Supplied records ::

——

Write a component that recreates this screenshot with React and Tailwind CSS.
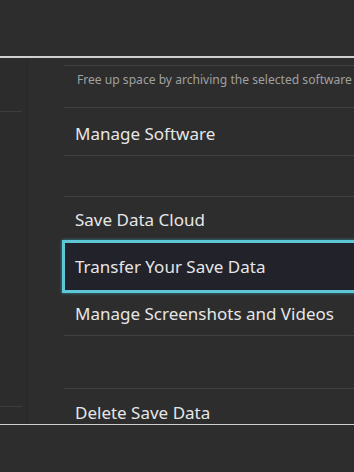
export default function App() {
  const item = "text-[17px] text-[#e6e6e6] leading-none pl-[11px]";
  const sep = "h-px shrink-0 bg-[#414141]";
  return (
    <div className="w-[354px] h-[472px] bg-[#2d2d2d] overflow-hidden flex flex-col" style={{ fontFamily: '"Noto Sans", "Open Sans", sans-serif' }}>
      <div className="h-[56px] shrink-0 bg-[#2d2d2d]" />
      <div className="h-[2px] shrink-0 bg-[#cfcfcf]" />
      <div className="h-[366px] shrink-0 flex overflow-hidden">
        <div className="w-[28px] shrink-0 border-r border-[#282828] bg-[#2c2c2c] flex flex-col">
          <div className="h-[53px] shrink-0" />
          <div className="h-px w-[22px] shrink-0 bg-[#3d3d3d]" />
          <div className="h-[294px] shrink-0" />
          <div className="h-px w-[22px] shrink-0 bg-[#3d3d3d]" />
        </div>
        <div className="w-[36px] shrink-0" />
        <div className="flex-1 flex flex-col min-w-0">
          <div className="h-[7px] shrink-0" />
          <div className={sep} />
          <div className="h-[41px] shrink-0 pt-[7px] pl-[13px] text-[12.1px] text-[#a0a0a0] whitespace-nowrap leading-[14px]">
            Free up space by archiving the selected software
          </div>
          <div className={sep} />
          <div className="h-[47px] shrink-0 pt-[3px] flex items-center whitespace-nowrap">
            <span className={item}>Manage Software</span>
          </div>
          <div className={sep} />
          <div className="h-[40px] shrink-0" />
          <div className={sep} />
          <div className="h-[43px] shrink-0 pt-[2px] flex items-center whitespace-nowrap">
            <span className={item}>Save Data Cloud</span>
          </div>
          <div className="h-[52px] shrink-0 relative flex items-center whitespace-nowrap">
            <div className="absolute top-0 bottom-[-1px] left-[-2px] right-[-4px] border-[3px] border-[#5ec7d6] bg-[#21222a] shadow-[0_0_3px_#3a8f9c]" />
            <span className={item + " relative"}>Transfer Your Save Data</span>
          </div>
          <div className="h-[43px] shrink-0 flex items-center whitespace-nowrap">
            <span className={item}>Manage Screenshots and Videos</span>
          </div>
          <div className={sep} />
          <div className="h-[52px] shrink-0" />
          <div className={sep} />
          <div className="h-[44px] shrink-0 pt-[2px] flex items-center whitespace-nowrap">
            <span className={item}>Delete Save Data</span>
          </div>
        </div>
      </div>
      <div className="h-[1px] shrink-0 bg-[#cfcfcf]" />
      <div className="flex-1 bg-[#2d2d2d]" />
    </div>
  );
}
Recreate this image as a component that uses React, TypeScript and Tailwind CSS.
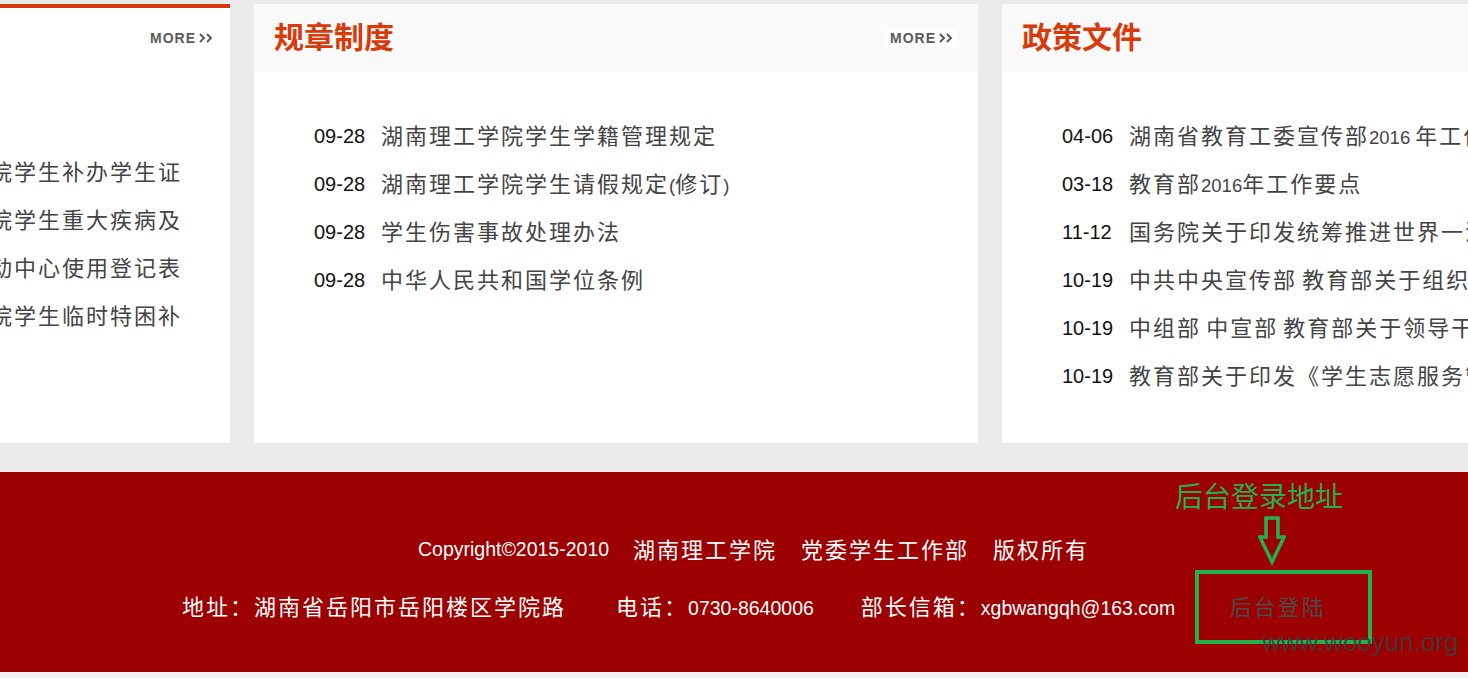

——

The request ::
Say how many lines in this listing hold the string "React", giving the count and nothing more.

Finished task ::
2